Unlike MPI the system of development and execution of parallel programs PVM (Parallel Virtual Machine) has been created within the framework of a research project meant for heterogeneous computational complexes. It allows you to quickly unite a heterogeneous set of computers connected through network into a computational resource which is called "Parallel Computing Machine". The computers may have different architectures and operate on different OS. PVM system is a set of libraries and utilities meant for development and debugging of parallel programs and also for controlling configuration of the Virtual Computing Machine. C/C++ and Fortran languages are supported. Configuration of the computational complex can change dynamically by means of excluding some nodes and adding new ones. Such universality is possible also because of some decrease of performance in comparison with MPI system.

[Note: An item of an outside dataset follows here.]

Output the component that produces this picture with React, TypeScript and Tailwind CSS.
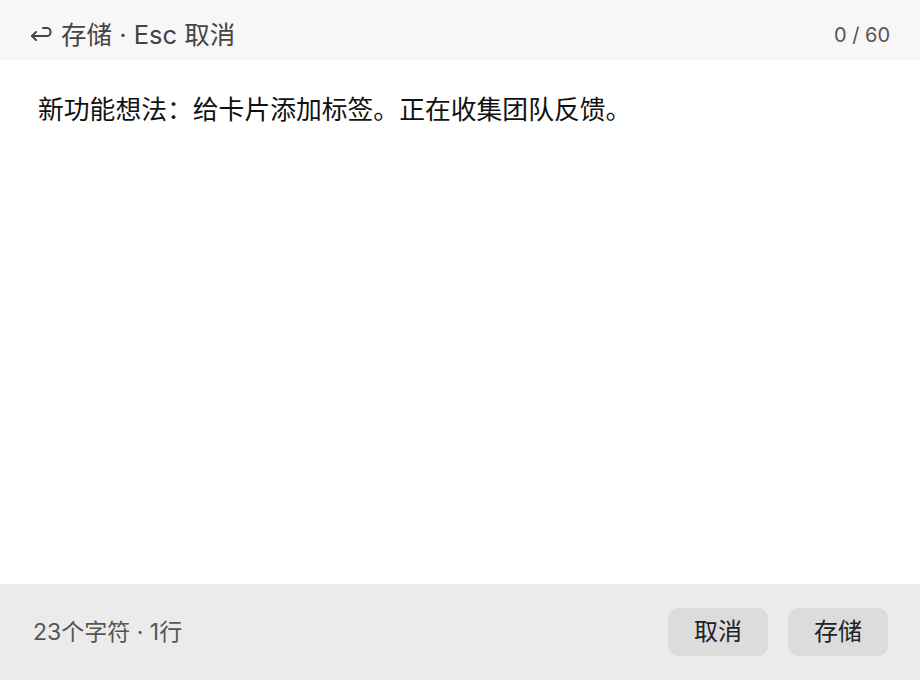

Thus, both MPI and PVM allow you without much effort to turn the local network of your organization into a powerful computing machine able to solve complex tasks.
We should admit that parallel computational systems are very common nowadays. Operation system provide developers with the necessary low-level service, while for solving applied tasks there exist ready proved means in the form of specialized utilities and libraries for popular high-level programming languages. And a programmer should master methods of parallel program development to keep up with the modern tendencies.